While you can construct a Confidence Interval and Hypothesis test with any dataset it does NOT mean that it is always appropriate to do so. In your explanation be sure to state if there are any limitations in your conclusions.

  • Conclusion: State any concluding remarks.

1: Advanced tip for regression: If you want to visualize your prediction you can plot the observed response on the x axis and the fitted values on the y axis.

2: The confidence interval and hypothesis test must be answering different research questions. The confidence interval/hypothesis test cannot be of the same type (options: mean, proportion, difference in mean, difference in proportion, slope)

Project rubric (50 points)

0 2 4
Neatness, Organization, Introduction, Conclusion Use complete sentences; minimal typos; reads as a report; names; headers formatted correctly; suppress warning or messages; introduction and conclusion present with minimum requirements
0 1 2
Data Overview Thoroughly explored your data using at a minimum the criteria in the project outline.
1 2 3 4 5
EDA: Exploration 1 (x2) Simple plot/wrangling AND improper explanation AND major error with code/data use Simple plot/wrangling OR improper explanation OR major error with code/data use Used a graph and appropriate data wrangling summary statistics to support the graph.
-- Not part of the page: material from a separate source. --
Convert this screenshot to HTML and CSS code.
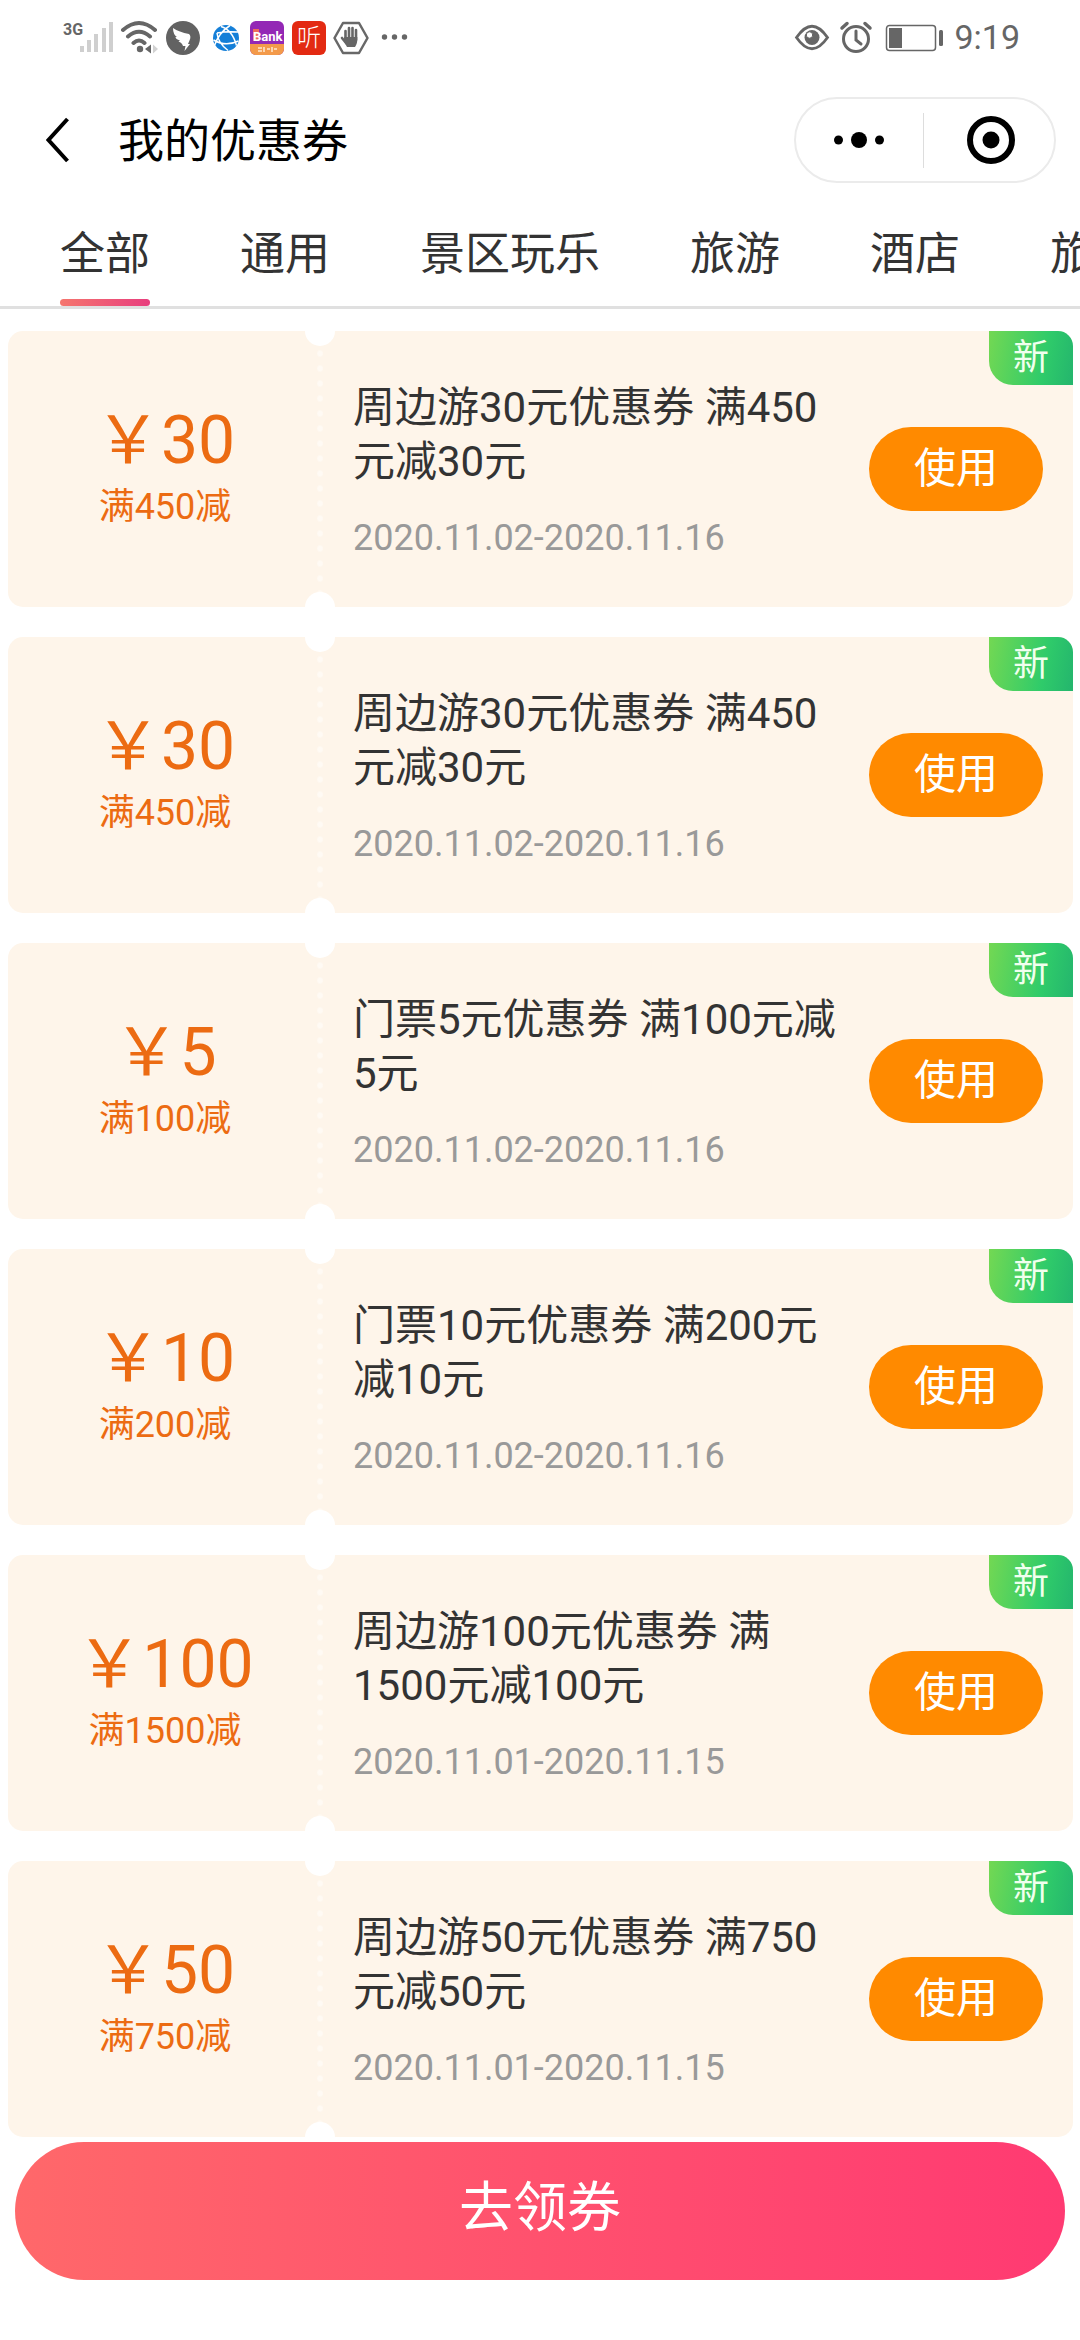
FILE: index.html
```html
<!DOCTYPE html>
<html lang="zh-CN">
<head>
<meta charset="utf-8">
<meta name="viewport" content="width=device-width, initial-scale=1">
<title>我的优惠券</title>
<link rel="stylesheet" href="styles.css">
</head>
<body>
<div class="page">
  <div class="status">
    <svg class="status-left" viewBox="0 0 360 44" width="360" height="44" aria-hidden="true">
      <text x="3" y="20" class="net">3G</text>
      <g fill="#cfcfcf"><path d="M20 31h4v6h-4zM27 25h4v12h-4zM34 19h4v18h-4zM42 13h4v24h-4zM49 7h4v30h-4z"/></g>
      <g fill="none" stroke="#666" stroke-width="4" stroke-linecap="round">
        <path d="M63 15Q79 1 95 15M68 21.500Q79 12 90 21.500M73.500 28Q79 23 84.500 28"/>
      </g>
      <circle cx="80" cy="34" r="3.200" fill="#666"/>
      <path d="M85 34l6-4.500v9z" fill="#666"/><path d="M93 29.500l5 4.500-5 4.500z" fill="#d2d2d2"/>
      <circle cx="123" cy="23" r="17" fill="#626262"/>
      <path d="M113 13q6 4 16 6 2.500 2 .5 6.500l-1.500 3.500h2l-5.500 7 1-5h-2.500q-1-3.500-4.500-4.500l1.500-1q-4.500-1.500-4.500-3.500h1.500q-4-2.500-4-9z" fill="#fff"/>
      <circle cx="166" cy="23" r="13" fill="#147fd8"/>
      <g fill="none" stroke="#fff" stroke-width="1.500"><path d="M170 10.500q-11 7-15.500 20M157 18q1 10 11 17.500M153.500 25q12 7 25 1M161 11.500q11 3 15.500 19M178 17q-11-1-21 1"/></g>
      <rect x="190" y="6" width="34" height="34" rx="6" fill="#9328b5"/>
      <path d="M190 29h34v5a6 6 0 0 1-6 6h-22a6 6 0 0 1-6-6z" fill="#f39a4a"/>
      <path d="M193 14h6v12h-6z" fill="#ee6c5e"/>
      <text x="193" y="26" class="bank">Bank</text>
      <path d="M198 33h4M204 32v5M207 34h3M212 32v5M214 34h3M198 36h4" stroke="#ffe9cf" stroke-width="1.500"/>
      <rect x="232" y="6" width="34" height="34" rx="6" fill="#e32a12"/>
      <text x="237" y="31" class="ting">听</text>
      <path d="M283 8h16l8.500 15-8.500 15h-16l-8.500-15z" fill="none" stroke="#686868" stroke-width="2.500" stroke-linejoin="round"/>
      <path d="M285.500 16v9M289 13v11M292.500 13v11M296 15v10M282 23l4 5" fill="none" stroke="#666" stroke-width="2.600" stroke-linecap="round"/>
      <path d="M284.200 22h13.100q.5 6-2.300 10h-8q-2-3-2.800-6z" fill="#666"/>
      <g fill="#666"><circle cx="324.500" cy="22" r="2.700"/><circle cx="334.500" cy="22" r="2.700"/><circle cx="344.500" cy="22" r="2.700"/></g>
    </svg>
    <div class="status-right">
      <svg viewBox="0 0 150 32" width="150" height="32" aria-hidden="true">
        <g fill="none" stroke="#666" stroke-width="3">
          <path d="M2.500 16.500Q18 -6 33.500 16.500Q18 39 2.500 16.500z" stroke-width="2.800"/>
          <circle cx="62" cy="18" r="12.500"/>
          <path d="M48 7l5-4.500M71 2.500l5 4.500" stroke-linecap="round" stroke-width="3.500"/>
          <path d="M62 10v9l5 4" stroke-linecap="round"/>
          <rect x="92.500" y="4.500" width="49" height="25" rx="3" stroke-width="1.500"/>
        </g>
        <circle cx="18" cy="16.500" r="7.500" fill="#666"/><circle cx="15.500" cy="14" r="3.200" fill="#fff" stroke="#666"/>
        <path d="M95 7h13v20h-13z" fill="#666"/><rect x="145" y="9" width="4" height="16" rx="1.500" fill="#666"/>
      </svg>
      <time class="clock">9:19</time>
    </div>
  </div>

  <header class="bar">
    <button class="back" type="button" aria-label="返回">
      <svg viewBox="0 0 24 46" width="24" height="46"><path d="M21.500 2L2.500 23l19 21" fill="none" stroke="#000" stroke-width="4"/></svg>
    </button>
    <h1 class="title">我的优惠券</h1>
    <div class="capsule">
      <button class="cap-btn" type="button" aria-label="更多">
        <svg viewBox="0 0 50 18" width="50" height="18"><circle cx="4.500" cy="9" r="4.500"/><circle cx="25" cy="9" r="8"/><circle cx="45.500" cy="9" r="4.500"/></svg>
      </button>
      <span class="cap-line"></span>
      <button class="cap-btn cap-close" type="button" aria-label="关闭">
        <svg viewBox="0 0 48 48" width="48" height="48"><circle cx="24" cy="24" r="21" fill="none" stroke="#000" stroke-width="6"/><circle cx="24" cy="24" r="8.500"/></svg>
      </button>
    </div>
  </header>

  <nav class="tabs">
    <a class="tab tab-on" href="#all">全部</a>
    <a class="tab" href="#general">通用</a>
    <a class="tab" href="#scenic">景区玩乐</a>
    <a class="tab" href="#travel">旅游</a>
    <a class="tab" href="#hotel">酒店</a>
    <a class="tab" href="#trip">旅</a>
  </nav>

  <main class="list">
    <article class="coupon">
      <div class="worth"><strong class="price">￥30</strong><span class="rule">满450减</span></div>
      <i class="tear"></i>
      <div class="info"><h2 class="name">周边游30元优惠券 满450元减30元</h2><p class="date">2020.11.02-2020.11.16</p></div>
      <button class="use" type="button">使用</button>
      <span class="badge">新</span>
    </article>
    <article class="coupon">
      <div class="worth"><strong class="price">￥30</strong><span class="rule">满450减</span></div>
      <i class="tear"></i>
      <div class="info"><h2 class="name">周边游30元优惠券 满450元减30元</h2><p class="date">2020.11.02-2020.11.16</p></div>
      <button class="use" type="button">使用</button>
      <span class="badge">新</span>
    </article>
    <article class="coupon">
      <div class="worth"><strong class="price">￥5</strong><span class="rule">满100减</span></div>
      <i class="tear"></i>
      <div class="info"><h2 class="name">门票5元优惠券 满100元减5元</h2><p class="date">2020.11.02-2020.11.16</p></div>
      <button class="use" type="button">使用</button>
      <span class="badge">新</span>
    </article>
    <article class="coupon">
      <div class="worth"><strong class="price">￥10</strong><span class="rule">满200减</span></div>
      <i class="tear"></i>
      <div class="info"><h2 class="name">门票10元优惠券 满200元减10元</h2><p class="date">2020.11.02-2020.11.16</p></div>
      <button class="use" type="button">使用</button>
      <span class="badge">新</span>
    </article>
    <article class="coupon">
      <div class="worth"><strong class="price">￥100</strong><span class="rule">满1500减</span></div>
      <i class="tear"></i>
      <div class="info"><h2 class="name">周边游100元优惠券 满1500元减100元</h2><p class="date">2020.11.01-2020.11.15</p></div>
      <button class="use" type="button">使用</button>
      <span class="badge">新</span>
    </article>
    <article class="coupon">
      <div class="worth"><strong class="price">￥50</strong><span class="rule">满750减</span></div>
      <i class="tear"></i>
      <div class="info"><h2 class="name">周边游50元优惠券 满750元减50元</h2><p class="date">2020.11.01-2020.11.15</p></div>
      <button class="use" type="button">使用</button>
      <span class="badge">新</span>
    </article>
  </main>

  <footer class="foot"><button class="claim" type="button">去领券</button></footer>
</div>
</body>
</html>
```
FILE: styles.css
```css
* { box-sizing: border-box; }
body {
  margin: 0;
  background: #fff;
  color: #333;
  font-family: Roboto, "Noto Sans CJK SC", sans-serif;
}
h1, h2, p { margin: 0; font-weight: 400; }
button { border: 0; padding: 0; background: none; font: inherit; color: inherit; }
svg { display: block; }
.page { overflow-x: clip; }

/* status bar */
.status {
  display: flex;
  justify-content: space-between;
  align-items: center;
  height: 74px;
  padding: 0 60px;
}
.status-right { display: flex; align-items: center; gap: 10px; }
.clock { color: #666; font-size: 34px; line-height: 40px; }
.net { font: 700 16px Roboto, sans-serif; fill: #666; }
.bank { font: 700 13px Roboto, sans-serif; fill: #fff; }
.ting { font: 300 24px "Noto Sans CJK SC", sans-serif; fill: #fff; }

/* title bar */
.bar {
  display: flex;
  align-items: center;
  height: 132px;
  padding: 0 24px 0 46px;
}
.title { flex: 1; margin-left: 48px; padding-top: 2px; color: #000; font-size: 46px; line-height: 60px; }
.capsule {
  display: flex;
  align-items: center;
  width: 262px;
  height: 86px;
  border: 2px solid #ebebeb;
  border-radius: 43px;
}
.cap-btn { display: flex; flex: 1; justify-content: center; }
.cap-close { padding-left: 4px; }
.cap-line { width: 1px; height: 55px; background: #ddd; }

/* category tabs */
.tabs {
  display: flex;
  height: 103px;
  padding: 0 15px;
  overflow: hidden;
  border-bottom: 3px solid #e0e0e0;
}
.tab {
  display: flex;
  flex: none;
  flex-direction: column;
  justify-content: space-between;
  margin: 0 45px;
  padding-top: 19px;
  color: #333;
  font-size: 45px;
  line-height: 60px;
  text-decoration: none;
}
.tab-on::after {
  content: "";
  height: 7px;
  border-radius: 4px;
  background: linear-gradient(90deg, #f5766e, #e83e7e);
}

/* coupons */
.list { display: flex; flex-direction: column; gap: 30px; padding: 22px 7px 0 8px; }
.coupon {
  position: relative;
  display: flex;
  align-items: center;
  min-height: 276px;
  padding-right: 30px;
  border-radius: 15px;
  background: #fef5ea;
}
.worth {
  display: flex;
  flex-direction: column;
  align-items: center;
  width: 309px;
  padding-left: 5px;
  color: #ec6b12;
}
.price { font-size: 66px; font-weight: 400; line-height: 76px; }
.rule { font-size: 36px; line-height: 56px; }
.tear {
  position: relative;
  align-self: stretch;
  width: 6px;
  background: radial-gradient(circle, #fffaf4 2px, transparent 4px) 0 0 / 6px 15px;
}
.tear::before, .tear::after {
  content: "";
  position: absolute;
  left: -12px;
  width: 30px;
  height: 15px;
  background: #fff;
}
.tear::before { top: 0; border-radius: 0 0 15px 15px; }
.tear::after { bottom: 0; border-radius: 15px 15px 0 0; }
.info { flex: 1; padding: 2px 18px 0 30px; }
.name { font-size: 42px; line-height: 54px; }
.date { margin-top: 28px; color: #999; font-size: 36px; line-height: 42px; }
.use {
  width: 174px;
  height: 84px;
  border-radius: 42px;
  background: #ff8a00;
  color: #fff;
  font-size: 42px;
  line-height: 54px;
}
.badge {
  position: absolute;
  top: 0;
  right: 0;
  width: 84px;
  height: 54px;
  border-radius: 0 15px 0 24px;
  background: linear-gradient(100deg, #73d853, #2fcb6a 65%, #24b56d);
  color: #f0ffee;
  font-size: 36px;
  line-height: 54px;
  text-align: center;
}

/* bottom action */
.foot { position: sticky; bottom: 0; padding: 5px 15px 60px; }
.claim {
  display: block;
  width: 100%;
  height: 138px;
  padding-bottom: 4px;
  border-radius: 69px;
  background: linear-gradient(90deg, #ff686a, #ff3a72);
  color: #fff;
  font-size: 54px;
  line-height: 72px;
}
```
Proper explanation and introduction to the exploration. Sufficiently complex, you are showcasing what you learned this quarter.
EDA: Exploration 2 (x2) Same criteria as above. Must be a different type of plot.
Regression (x2 pts) Incorrect interpretation OR 2 issues State the model goal. Used multiple regression model. Stated the model equation. Interpreted the coefficients in the context of the problem. Plot matches model.
CI (4 points) Incorrect interpretation OR 2 issues Stated the research question of interest. Stated CI level. Confidence interval is correct. Interpretation in the context of the problem.
Hypothesis test (x2 points) Incorrect interpretation OR 2 issues Stated the research question of interest. Stated alpha level. Defined H0 and HA using proper notation. Hypothesis test conducted correctly. Interpretation in the context of the problem.

**Sufficiently complex exploration can mean many things. It can mean doing data wrangling before the plot to narrow down the data of interest or it can mean doing a bi-variate exploration (2 variables or more) and explaining how the variables relate. Ex: Simple exploration: histogram of a single variable using your entire dataset and calculating the mean and standard deviation. Complex exploration: faceting a histogram by a categorical variable and calculating summary statistics by category to explain how different categories vary.

**Be a problem solver. If you don’t know how to write a regression equation or hypothesis copy an example from an activity and modify for your problem.

Cautionary Note

Every member of the group should review EVERY section of the project before submitting. This is a group grade and dividing the work into sections without collaborating often results in poor overall grades.

Failure to contribute to your group will result in a loss of a letter grade. There will be a survey to evaluate your group members contributions and to comment on your own contributions.

Failure to be in a project group on Canvas by the deadline will result in the loss of a letter grade.

If you are having group member issues that need to be addressed with me this must be done prior to Wednesday March 6th.